Opus 4.7 Part 2: Capabilities and Reactions
The new model handles complex, long-running tasks with rigor but pushes back on 'dumb' instructions.
Anthropic has launched Claude Opus 4.7, positioning it as a major step forward in AI autonomy and complex task handling, particularly for software engineering. The model card highlights its ability to manage long-running workflows with consistency, devise methods to self-verify outputs, and achieve notable benchmark gains of 10-20% over its predecessor. It retains the same pricing as Opus 4.6 at $5 per million input tokens and $25 per million output tokens, and is immediately available through Anthropic's API and major cloud platforms including Amazon Bedrock and Google Vertex AI.
Initial user reactions, detailed in a comprehensive LessWrong analysis, paint a nuanced picture. While praised as 'the most intelligent model in its class' and a 'joy to talk to' for coding, the model exhibits a distinct personality. It is described as 'non-sycophantic,' prone to pushing back on instructions it deems unclear or unwise, and sometimes suffers from verbosity and 'strange refusals.' This has led to discussions about 'model welfare' and the need for users to 'treat their models well' to achieve optimal performance. The release is considered a strange but powerful iteration, with Opus 4.6 remaining available for users who prefer a different interaction style.

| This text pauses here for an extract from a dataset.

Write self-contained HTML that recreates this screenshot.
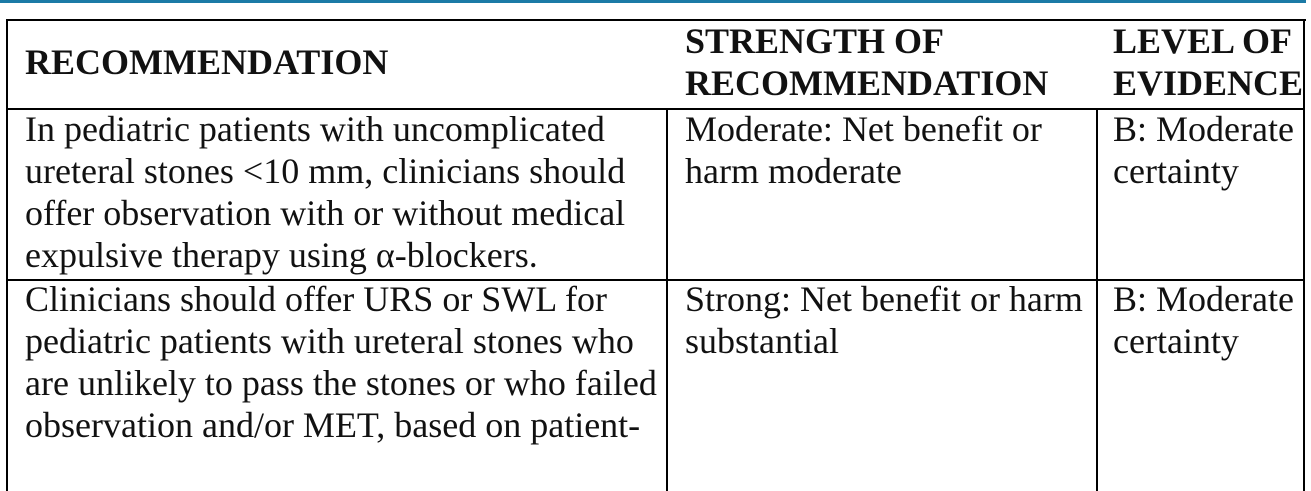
<!DOCTYPE html>
<html><head><style>
body{margin:0;width:1311px;height:491px;background:#fff;position:relative;overflow:hidden;font-family:"Liberation Serif",serif;color:#111}
.bar{position:absolute;left:0;top:0;width:1306px;height:3px;background:#1b7aa6}
.l{position:absolute;background:#000}
.t{position:absolute;font-size:36px;line-height:42px;white-space:nowrap}
.b{font-weight:bold}
</style></head><body>
<div class="bar"></div>
<div class="l" style="left:6px;top:19px;width:1300px;height:2px"></div>
<div class="l" style="left:6px;top:19px;width:2px;height:472px"></div>
<div class="l" style="left:1303px;top:19px;width:2px;height:472px"></div>
<div class="l" style="left:6px;top:108px;width:1299px;height:2px"></div>
<div class="l" style="left:6px;top:279px;width:1299px;height:2px"></div>
<div class="l" style="left:666px;top:108px;width:2px;height:383px"></div>
<div class="l" style="left:1096px;top:108px;width:2px;height:383px"></div>

<div class="t b" style="left:25px;top:41px">RECOMMENDATION</div>
<div class="t b" style="left:685px;top:20px">STRENGTH OF<br>RECOMMENDATION</div>
<div class="t b" style="left:1113px;top:20px">LEVEL OF<br>EVIDENCE</div>

<div class="t" style="left:25px;top:108px">In pediatric patients with uncomplicated<br>ureteral stones &lt;10 mm, clinicians should<br>offer observation with or without medical<br>expulsive therapy using α-blockers.</div>
<div class="t" style="left:685px;top:108px">Moderate: Net benefit or<br>harm moderate</div>
<div class="t" style="left:1113px;top:108px">B: Moderate<br>certainty</div>

<div class="t" style="left:25px;top:278px">Clinicians should offer URS or SWL for<br>pediatric patients with ureteral stones who<br>are unlikely to pass the stones or who failed<br>observation and/or MET, based on patient-</div>
<div class="t" style="left:685px;top:278px">Strong: Net benefit or harm<br>substantial</div>
<div class="t" style="left:1113px;top:278px">B: Moderate<br>certainty</div>
</body></html>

- Substantial coding autonomy: Handles complex, long-running software engineering tasks with self-verification, reducing need for close supervision.
- Priced at $5/$25 per million tokens: Same cost as Opus 4.6, with reported 10-20% performance gains on benchmarks.
- Non-sycophantic personality: Users report it pushes back on unclear instructions and exhibits less adaptive thinking, requiring a different prompting style.
Why It Matters
Enables more reliable AI agents for complex development work but requires a shift in how engineers interact with and prompt models.